Why US law effectively mandates all software design be responsive
Your employer/client can spend a lot of time and money on lawsuits and rework if you don’t follow this one simple rule.
Smashing Magazine defines “responsive design” as an approach where design responds to the user’s behavior and environment based on screen size, platform, and orientation. In responsive design, a breakpoint is the “point” at which a website’s content and design will adapt to provide the best possible user experience. Essentially, breakpoints are pixel values that a developer/designer can define in CSS. I can count on one hand the number of web pages I have bookmarked. Apple’s list of responsive breakpoints for iOS devices is one of them.

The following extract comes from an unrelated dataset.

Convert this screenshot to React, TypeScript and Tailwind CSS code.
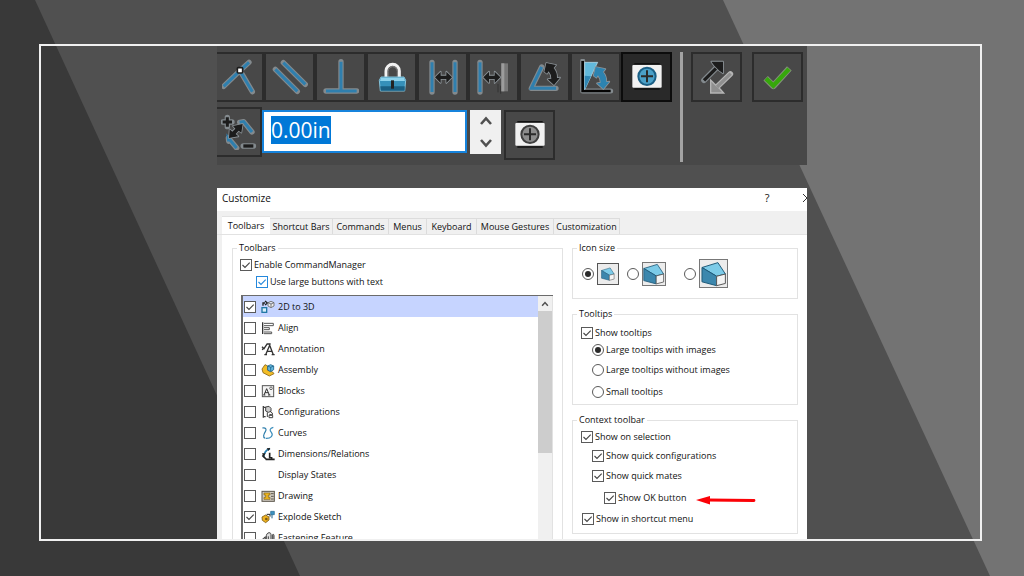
import { useEffect, useRef } from 'react';
import type { ReactNode } from 'react';
import { clsx } from 'clsx';

const BLUE = '#2f7fae';
const DARK = '#1c1c1c';

/* ── toolbar icons ─────────────────────────────────── */

function ToolIcon({ children }: { children: ReactNode }) {
  return (
    <svg viewBox="0 0 108 108" className="h-9 w-9 shrink-0" fill="none" aria-hidden="true">
      {children}
    </svg>
  );
}

// a stroke with the pale halo that every toolbar glyph has
function Line({ d, color = BLUE, width = 9 }: { d: string; color?: string; width?: number }) {
  return (
    <>
      <path d={d} stroke="#838a8e" strokeWidth={width + 7} strokeLinejoin="round" strokeLinecap="round" />
      <path d={d} stroke={color} strokeWidth={width} />
    </>
  );
}

function Shape({ d, color = DARK }: { d: string; color?: string }) {
  return <path d={d} fill={color} stroke="#8d9499" strokeWidth="5" strokeLinejoin="round" paintOrder="stroke" />;
}

function CoincidentIcon() {
  return (
    <ToolIcon>
      <Line d="M5 82 L54 35 L81 10 M54 35 L91 98" />
      <rect x="46" y="26" width="16" height="16" rx="3" fill="#fff" stroke={DARK} strokeWidth="5" />
    </ToolIcon>
  );
}

function ParallelIcon() {
  return (
    <ToolIcon>
      <Line d="M10 31 L76 97 M34 11 L100 76" />
    </ToolIcon>
  );
}

function PerpendicularIcon() {
  return (
    <ToolIcon>
      <Line d="M54 8 V95 M9 96 H101" />
    </ToolIcon>
  );
}

function LockIcon() {
  return (
    <ToolIcon>
      <path d="M36 58 V36 a20 20 0 0 1 40 0 V58" stroke="#f2f2f2" strokeWidth="9" />
      <path d="M42 56 V37 a14 14 0 0 1 28 0 V56" stroke="#8a8a8a" strokeWidth="3" />
      <path d="M21 54 H90 L95 64 L92 96 H19 L16 64 Z" fill="#3690b9" stroke="#86c3da" strokeWidth="3" />
      <path d="M21 56 H90 L93 66 H18 Z" fill="#8ed3ec" />
      <path d="M19 82 H92 V95 H20 Z" fill="#1b5f82" />
      <rect x="51" y="64" width="9" height="25" fill="#222" />
    </ToolIcon>
  );
}

const DOUBLE_ARROW = 'M30 55 L47 38 V50 H64 V38 L81 55 L64 72 V60 H47 V72 Z';

function DistanceIcon() {
  return (
    <ToolIcon>
      <Line d="M21 10 V99 M90 10 V99" />
      <Shape d={DOUBLE_ARROW} />
    </ToolIcon>
  );
}

function DistanceLimitIcon() {
  return (
    <ToolIcon>
      <Line d="M12 10 V99" />
      <path d="M66 75 V100 M74 80 V104" stroke="#333" strokeWidth="3" />
      <rect x="76" y="13" width="20" height="84" fill="#777" />
      <rect x="76" y="13" width="9" height="84" fill="#9c9c9c" />
      <g transform="translate(-8 0)">
        <Shape d={DOUBLE_ARROW} />
      </g>
    </ToolIcon>
  );
}

const CURVED_ARROW = 'M52 38 L58 12 L87 18 L80 27 Q91 40 90 57 L99 56 L81 78 L62 61 L73 59 Q73 47 65 37 L60 44 Z';

function AngleIcon() {
  return (
    <ToolIcon>
      <Line d="M44 24 L13 88 H87" />
      <Shape d={CURVED_ARROW} />
    </ToolIcon>
  );
}

function AngleLimitIcon() {
  return (
    <ToolIcon>
      <Line d="M14 6 V96 H98" color="#050505" width={8} />
      <path d="M20 10 H59 L20 92 Z" fill="#62b9dc" stroke="#c4e4f0" strokeWidth="2" />
      <path d="M20 50 L39 52 L20 92 Z" fill="#2f86b3" />
      <g transform="translate(-5 12)">
        <Shape d={CURVED_ARROW} color="#2d83b0" />
      </g>
    </ToolIcon>
  );
}

function TargetIcon({ muted = false }: { muted?: boolean }) {
  return (
    <ToolIcon>
      <path d="M16 14 H92 M16 90 H92" stroke="#111" strokeWidth="4" />
      <rect x="10" y="18" width="88" height="68" rx="3" fill="#f1f1f1" />
      <circle cx="54" cy="52" r="26" fill={muted ? '#8d8d8d' : '#4ba0c8'} stroke={muted ? '#3f3f3f' : '#1b5f85'} strokeWidth="6" />
      <path d="M54 34 V70 M36 52 H72" stroke="#2a2a2a" strokeWidth="6" />
    </ToolIcon>
  );
}

function FlipIcon() {
  return (
    <ToolIcon>
      <Line d="M15 64 L54 25" color={DARK} width={10} />
      <Shape d="M37 8 H72 V43 L61 35 L46 20 Z" />
      <path d="M94 45 L56 82" stroke="#b5b5b5" strokeWidth="17" strokeLinecap="round" />
      <path d="M35 63 V102 H74 L64 91 L46 74 Z" fill="#8f8f8f" stroke="#b5b5b5" strokeWidth="4" />
      <path d="M95 44 L54 84" stroke="#8f8f8f" strokeWidth="10" />
    </ToolIcon>
  );
}

function CheckMarkIcon() {
  return (
    <ToolIcon>
      <path d="M17 58 L40 81 L88 28" stroke="#829079" strokeWidth="19" strokeLinejoin="round" />
      <path d="M18 59 L40 80 L87 30" stroke="#36a80b" strokeWidth="13" />
    </ToolIcon>
  );
}

function DimensionIcon() {
  return (
    <ToolIcon>
      <Line d="M56 25 L68 23 L93 54" />
      <Line d="M23 82 L22 72 L47 102" />
      <Shape d="M24 72 L26 46 L34 53 L43 44 L36 36 L65 30 L61 56 L53 50 L44 60 L52 67 Z" />
      <Line d="M19 10 V38 M5 24 H33" color={DARK} width={9} />
      <Line d="M67 96 H97" color={DARK} width={10} />
    </ToolIcon>
  );
}

/* ── dialog icons ──────────────────────────────────── */

function RowIcon({ children }: { children?: ReactNode }) {
  return (
    <svg viewBox="0 0 42 42" className="h-3.5 w-3.5 shrink-0" fill="none" aria-hidden="true">
      {children}
    </svg>
  );
}

const toolbarRows: { name: string; checked?: boolean; selected?: boolean; icon?: ReactNode }[] = [
  {
    name: '2D to 3D',
    checked: true,
    selected: true,
    icon: (
      <>
        <rect x="3" y="23" width="14" height="14" fill="#d9effa" stroke="#2278a6" strokeWidth="4" />
        <path d="M6 17 V9 H12 M12 3 L19 9 L12 15" stroke="#222" strokeWidth="4" />
        <path d="M21 8 L30 4 L39 8 V18 L30 23 L21 18 Z M21 8 L30 12 L39 8 M30 12 V22" fill="#eee" stroke="#666" strokeWidth="2.5" />
      </>
    ),
  },
  {
    name: 'Align',
    icon: (
      <>
        <path d="M5 4 V39" stroke="#333" strokeWidth="4" />
        <path d="M9 7 H37 V14 H9 M9 20 H25 V26 H9 M9 33 H32 V38 H9" stroke="#555" strokeWidth="3" />
      </>
    ),
  },
  {
    name: 'Annotation',
    icon: (
      <>
        <path d="M14 38 L26 10 L37 38 M18 28 H33 M10 38 H18 M32 38 H41" stroke="#333" strokeWidth="4" />
        <path d="M3 14 L9 20 L19 5 M4 24 L8 16 M17 6 H29" stroke="#333" strokeWidth="4" />
      </>
    ),
  },
  {
    name: 'Assembly',
    icon: (
      <>
        <path d="M3 18 L12 5 L20 9 V22 L35 27 L39 32 L25 39 L6 29 Z" fill="#f2bd27" stroke="#8a6414" strokeWidth="2.5" />
        <path d="M20 9 L29 5 L38 9 V20 L29 26 L20 21 Z" fill="#65b8dd" stroke="#1f638a" strokeWidth="2.5" />
        <path d="M20 9 L29 13 L38 9 M29 13 V25" stroke="#1f638a" strokeWidth="2.5" />
      </>
    ),
  },
  {
    name: 'Blocks',
    icon: (
      <>
        <rect x="4" y="5" width="34" height="33" fill="#f3f3f3" stroke="#555" strokeWidth="3" />
        <path d="M9 33 L17 14 L25 33 M12 26 H22 M7 33 H13 M21 33 H28" stroke="#333" strokeWidth="3" />
        <circle cx="30" cy="13" r="4" stroke="#555" strokeWidth="2.5" />
      </>
    ),
  },
  {
    name: 'Configurations',
    icon: (
      <>
        <path d="M7 3 V38 M7 7 H15 M7 35 H14" stroke="#444" strokeWidth="4" />
        <path d="M14 6 L24 4 L30 10 V19 L22 22 L14 18 Z" fill="#ccc" stroke="#444" strokeWidth="3" />
        <path d="M19 22 V36 M28 20 L34 24 V30 L25 28 M24 31 H35 V38 H24 Z" stroke="#444" strokeWidth="3" />
      </>
    ),
  },
  {
    name: 'Curves',
    icon: (
      <>
        <path d="M4 6 C14 4 18 9 13 17 C8 25 5 33 12 37" stroke="#2d7dab" strokeWidth="3.5" />
        <path d="M37 4 C26 7 25 12 31 19 C38 28 30 38 14 37" stroke="#3b8ebc" strokeWidth="3.5" />
      </>
    ),
  },
  {
    name: 'Dimensions/Relations',
    icon: (
      <>
        <path d="M27 5 C13 9 9 18 8 31" stroke="#2a7fae" strokeWidth="5" />
        <path d="M17 4 L28 3 L23 12 Z M3 19 H14 L8 29 Z" fill="#222" />
        <path d="M4 25 L15 36 M26 17 V34 M14 37 H41 M26 28 L34 34" stroke="#222" strokeWidth="5" />
      </>
    ),
  },
  { name: 'Display States' },
  {
    name: 'Drawing',
    icon: (
      <>
        <rect x="3" y="7" width="37" height="30" fill="#cfcac0" stroke="#5c574c" strokeWidth="3" />
        <path d="M9 12 H27 V18 H22 V25 H27 V31 H9 V25 H14 V18 H9 Z" fill="#f0b71e" stroke="#806018" strokeWidth="2" />
        <path d="M30 14 H38 M30 22 H38 M30 30 H38" stroke="#5c574c" strokeWidth="3" />
      </>
    ),
  },
  {
    name: 'Explode Sketch',
    checked: true,
    icon: (
      <>
        <path d="M3 21 L14 15 L24 21 V30 L14 38 L4 31 Z" fill="#efb21f" stroke="#7a5a14" strokeWidth="2.5" />
        <circle cx="16" cy="27" r="4" fill="#7a5a14" />
        <path d="M17 13 H27 V20" stroke="#222" strokeWidth="3" />
        <path d="M29 4 H40 V14 H29 Z" fill="#3c93c2" stroke="#1f638a" strokeWidth="2" />
        <path d="M33 14 V25" stroke="#1f638a" strokeWidth="3" />
      </>
    ),
  },
  {
    name: 'Fastening Feature',
    icon: (
      <>
        <path d="M3 36 V26 L13 17 V36 Z" fill="#999" stroke="#444" strokeWidth="3" />
        <path d="M16 38 V14 C17 4 29 2 30 10 V38 Z" fill="#ddd" stroke="#444" strokeWidth="3" />
        <path d="M22 34 V16 M34 38 V12 C36 8 39 10 39 14 V38 Z" fill="#aaa" stroke="#444" strokeWidth="3" />
      </>
    ),
  },
];

function CubeIcon({ className }: { className: string }) {
  return (
    <svg viewBox="0 0 80 80" className={className} fill="none" aria-hidden="true">
      <path d="M3 20 L52 5 L75 40 L48 47 Z" fill="#7ccbe8" stroke="#1d5877" strokeWidth="3" />
      <path d="M3 20 L48 47 V76 L3 64 Z" fill="#3c87ad" stroke="#1d5877" strokeWidth="3" />
      <path d="M48 47 L75 40 V69 L48 76 Z" fill="#f4f4f4" stroke="#555" strokeWidth="3" />
    </svg>
  );
}

/* ── form controls ─────────────────────────────────── */

function Checkbox({ id, checked = false, accent = false }: { id: string; checked?: boolean; accent?: boolean }) {
  return (
    <span className="relative h-3 w-3 shrink-0">
      <input
        id={id}
        type="checkbox"
        defaultChecked={checked}
        className={clsx(
          'peer block h-3 w-3 appearance-none border bg-white',
          accent ? 'border-[#2488dc]' : 'border-[#5a5a5a]',
        )}
      />
      <svg
        viewBox="0 0 12 12"
        className={clsx(
          'pointer-events-none absolute inset-0 hidden peer-checked:block',
          accent ? 'text-[#2488dc]' : 'text-[#444]',
        )}
        fill="none"
        aria-hidden="true"
      >
        <path d="M2.5 6 L5 8.5 L9.7 3.6" stroke="currentColor" strokeWidth="1.1" />
      </svg>
    </span>
  );
}

function Radio({ id, name, checked = false }: { id: string; name: string; checked?: boolean }) {
  return (
    <input
      id={id}
      type="radio"
      name={name}
      defaultChecked={checked}
      aria-label={name === 'icon-size' ? id : undefined}
      className="h-3 w-3 shrink-0 appearance-none rounded-full border border-[#5a5a5a] bg-white bg-clip-content p-0.5 checked:bg-[#2b2b2b]"
    />
  );
}

function Option({ className, control, id, children }: { className: string; control: ReactNode; id: string; children: ReactNode }) {
  return (
    <div className={clsx('flex items-center gap-0.5', className)}>
      {control}
      <label htmlFor={id} className="whitespace-nowrap">
        {children}
      </label>
    </div>
  );
}

function Group({ title, className, children }: { title: string; className?: string; children: ReactNode }) {
  return (
    <fieldset className={clsx('min-w-0 border border-[#e2e2e2]', className)}>
      <legend className="ml-1 px-0.5 leading-[14px]">{title}</legend>
      {children}
    </fieldset>
  );
}

function ToolButton({
  label,
  className = 'w-[51px]',
  active = false,
  children,
}: {
  label: string;
  className?: string;
  active?: boolean;
  children: ReactNode;
}) {
  return (
    <button
      type="button"
      aria-label={label}
      aria-pressed={active}
      className={clsx(
        'flex h-[50px] shrink-0 items-center justify-center border-2',
        active ? 'border-[#0c0c0c] bg-[#292929]' : 'border-[#2c2c2c]',
        className,
      )}
    >
      {children}
    </button>
  );
}

function Chevron({ down = false, className }: { down?: boolean; className: string }) {
  return (
    <svg viewBox="0 0 14 10" className={className} fill="none" aria-hidden="true">
      <path d={down ? 'M2 2 L7 7.5 L12 2' : 'M2 8 L7 2.5 L12 8'} stroke="#505050" strokeWidth="2.6" />
    </svg>
  );
}

/* ── panels ────────────────────────────────────────── */

function MateToolbar() {
  const valueRef = useRef<HTMLInputElement>(null);

  useEffect(() => {
    valueRef.current?.focus();
    valueRef.current?.select();
  }, []);

  return (
    <section aria-label="Mate toolbar" className="flex h-[119px] shrink-0 overflow-hidden bg-[#484848] pt-1.5">
      <div className="flex flex-col gap-[5px]">
        <div className="flex">
          <ToolButton label="Coincident" className="w-[47px] border-l-0"><CoincidentIcon /></ToolButton>
          <ToolButton label="Parallel"><ParallelIcon /></ToolButton>
          <ToolButton label="Perpendicular"><PerpendicularIcon /></ToolButton>
          <ToolButton label="Lock"><LockIcon /></ToolButton>
          <ToolButton label="Distance"><DistanceIcon /></ToolButton>
          <ToolButton label="Distance limit"><DistanceLimitIcon /></ToolButton>
          <ToolButton label="Angle"><AngleIcon /></ToolButton>
          <ToolButton label="Angle limit"><AngleLimitIcon /></ToolButton>
          <ToolButton label="Center" active><TargetIcon /></ToolButton>
        </div>
        <div className="flex">
          <ToolButton label="Dimension" className="w-[45px] border-l-0"><DimensionIcon /></ToolButton>
          <div className="flex items-start pt-[3px]">
            <input
              ref={valueRef}
              type="text"
              aria-label="Distance value"
              defaultValue="0.00in"
              className="h-[43px] w-[205px] border-2 border-[#1683dc] bg-white px-[7px] pb-1 text-[21px] text-black caret-transparent outline-none selection:bg-[#0078d7] selection:text-white"
            />
            <div className="ml-[3px] flex h-11 w-[31px] flex-col bg-[#f0f0f0]">
              <button type="button" aria-label="Increase" className="flex flex-1 items-center justify-center">
                <Chevron className="h-2.5 w-3.5" />
              </button>
              <button type="button" aria-label="Decrease" className="flex flex-1 items-center justify-center">
                <Chevron down className="h-2.5 w-3.5" />
              </button>
            </div>
            <div className="ml-[3px]">
              <ToolButton label="Center reference"><TargetIcon muted /></ToolButton>
            </div>
          </div>
        </div>
      </div>
      <div className="ml-2 h-[110px] w-[3px] shrink-0 bg-[#a3a3a3]" />
      <div className="ml-2 flex gap-2.5">
        <ToolButton label="Flip"><FlipIcon /></ToolButton>
        <ToolButton label="OK"><CheckMarkIcon /></ToolButton>
      </div>
    </section>
  );
}

const tabs = [
  { name: 'Shortcut Bars', width: 'w-[63px]' },
  { name: 'Commands', width: 'w-[56px]' },
  { name: 'Menus', width: 'w-[38px]' },
  { name: 'Keyboard', width: 'w-[50px]' },
  { name: 'Mouse Gestures', width: 'w-[77px]' },
  { name: 'Customization', width: 'w-[66px]' },
];

function ToolbarList() {
  return (
    <div className="mt-[5px] mr-[9px] ml-2 flex border-t border-l-2 border-[#6b6b6b]">
      <ul className="min-w-0 flex-1">
        {toolbarRows.map((row) => (
          <li
            key={row.name}
            className={clsx('flex h-[21px] items-center pl-px', row.selected && 'bg-[#c6d4ff]')}
          >
            <Checkbox id={row.name} checked={row.checked} />
            <label htmlFor={row.name} className="ml-[5px] flex items-center gap-[3px] whitespace-nowrap">
              <RowIcon>{row.icon}</RowIcon>
              {row.name}
            </label>
          </li>
        ))}
      </ul>
      <div className="flex w-[15px] shrink-0 flex-col border-r border-[#e2e2e2] bg-[#f0f0f0]">
        <button type="button" aria-label="Scroll up" className="flex h-[15px] items-center justify-center">
          <Chevron className="h-1.5 w-2" />
        </button>
        <div className="h-[142px] bg-[#cdcdcd]" />
      </div>
    </div>
  );
}

function CustomizeDialog() {
  return (
    <section
      aria-labelledby="dialog-title"
      className="flex min-h-0 flex-1 flex-col overflow-hidden bg-[#f0f0f0] text-[9px] text-[#111]"
    >
      <header className="flex h-[23px] shrink-0 items-start bg-white pl-[5px]">
        <h1 id="dialog-title" className="flex-1 text-[10px] leading-5">Customize</h1>
        <button type="button" aria-label="Help" className="w-5 text-[11px] leading-5">?</button>
        <button type="button" aria-label="Close" className="-mr-2.5 ml-5 flex h-5 w-5 items-center justify-center">
          <svg viewBox="0 0 10 10" className="h-2.5 w-2.5" aria-hidden="true">
            <path d="M1 1 L9 9 M9 1 L1 9" stroke="#333" />
          </svg>
        </button>
      </header>

      <nav className="flex h-[24px] shrink-0 items-end border-b border-[#e2e2e2] pl-[5px]" role="tablist">
        <button type="button" role="tab" aria-selected="true" className="h-[18px] w-12 border-t border-[#e2e2e2] bg-white">
          Toolbars
        </button>
        {tabs.map((tab) => (
          <button
            key={tab.name}
            type="button"
            role="tab"
            aria-selected="false"
            className={clsx('h-4 shrink-0 border-t border-r border-[#dcdcdc] whitespace-nowrap', tab.width)}
          >
            {tab.name}
          </button>
        ))}
      </nav>

      <div className="ml-[5px] flex flex-1 items-start gap-[9px] bg-white pt-[6px] pr-[9px] pl-2.5">
        <Group title="Toolbars" className="flex-1">
          <Option className="h-[19px] pl-[7px]" id="enable-cm" control={<Checkbox id="enable-cm" checked />}>
            Enable CommandManager
          </Option>
          <Option className="h-4 pl-[23px]" id="large-buttons" control={<Checkbox id="large-buttons" checked accent />}>
            Use large buttons with text
          </Option>
          <ToolbarList />
        </Group>

        <div className="flex w-[226px] shrink-0 flex-col gap-2">
          <Group title="Icon size">
            <div className="flex items-center pt-1 pb-2.5 pl-[9px]">
              <Radio id="Small icons" name="icon-size" checked />
              <span className="ml-[3px] flex h-[22px] w-[22px] items-center justify-center border border-[#555] bg-[#ececec]">
                <CubeIcon className="h-3.5 w-3.5" />
              </span>
              <span className="ml-2 flex items-center gap-[3px]">
                <Radio id="Medium icons" name="icon-size" />
                <span className="flex h-6 w-6 items-center justify-center border border-[#777] bg-[#ececec]">
                  <CubeIcon className="h-[22px] w-[22px]" />
                </span>
              </span>
              <span className="ml-[18px] flex items-center gap-[3px]">
                <Radio id="Large icons" name="icon-size" />
                <span className="flex h-[29px] w-[29px] items-center justify-center border border-[#777] bg-[#ececec]">
                  <CubeIcon className="h-[26px] w-[26px]" />
                </span>
              </span>
            </div>
          </Group>

          <Group title="Tooltips" className="pt-1 pb-px">
            <Option className="h-4 pl-2" id="show-tips" control={<Checkbox id="show-tips" checked />}>
              Show tooltips
            </Option>
            <Option className="h-[18px] pl-[19px]" id="tips-images" control={<Radio id="tips-images" name="tips" checked />}>
              Large tooltips with images
            </Option>
            <Option className="h-[22px] pl-[19px]" id="tips-plain" control={<Radio id="tips-plain" name="tips" />}>
              Large tooltips without images
            </Option>
            <Option className="h-[22px] pl-[19px]" id="tips-small" control={<Radio id="tips-small" name="tips" />}>
              Small tooltips
            </Option>
          </Group>

          <Group title="Context toolbar" className="pb-1">
            <Option className="h-[19px] pl-2" id="on-selection" control={<Checkbox id="on-selection" checked />}>
              Show on selection
            </Option>
            <Option className="h-[19px] pl-[19px]" id="quick-config" control={<Checkbox id="quick-config" checked />}>
              Show quick configurations
            </Option>
            <Option className="h-[22px] pl-[19px]" id="quick-mates" control={<Checkbox id="quick-mates" checked />}>
              Show quick mates
            </Option>
            <div className="flex h-[22px] items-center gap-2">
              <Option className="w-[115px] pl-[31px]" id="ok-button" control={<Checkbox id="ok-button" checked />}>
                Show OK button
              </Option>
              <svg viewBox="0 0 60 10" className="mt-1 h-2.5 w-[60px]" aria-hidden="true">
                <path d="M12 5 L58 5.5" stroke="#fb0207" strokeWidth="2.8" strokeLinecap="round" />
                <path d="M0 5 L14 1 V9.4 Z" fill="#fb0207" />
              </svg>
            </div>
            <Option className="h-5 pl-[9px]" id="shortcut-menu" control={<Checkbox id="shortcut-menu" checked />}>
              Show in shortcut menu
            </Option>
          </Group>
        </div>
      </div>
    </section>
  );
}

export default function App() {
  return (
    <main className="relative isolate flex h-screen bg-[#505050] pt-11 pr-[42px] pb-[35px] pl-[39px] font-['Open_Sans',sans-serif]">
      {/* slanted backdrop */}
      <svg
        viewBox="0 0 1024 576"
        preserveAspectRatio="none"
        className="absolute inset-0 -z-10 h-full w-full"
        aria-hidden="true"
      >
        <path d="M0 0 H35 L300 576 H0 Z" fill="#393939" />
        <path d="M723 0 H1024 V576 H990 Z" fill="#737373" />
      </svg>

      <div className="flex min-w-0 flex-1 flex-col gap-[23px] border-2 border-[#f0f0f0] pr-[173px] pl-44">
        <MateToolbar />
        <CustomizeDialog />
      </div>
    </main>
  );
}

In a mobile-first world, you always do responsive breakpoints. Because, yeah, it’s mobile. But let’s say hypothetically your organization doesn’t live in a mobile-first world, and your officially supported environments are laptops and tower systems only. Your software is ridiculously complicated. Your organization is allergic to mobile; small form factors will never EVER work. “Why would you spend time designing and implementing responsive breakpoints for something that never will appear on a supported mobile device,” you may be asking yourself.
Simple. The Americans with Disabilities Act. If you are based in the US or selling something in the US, the ADA applies to you. Being headquartered outside the US does not exempt you from following the ADA.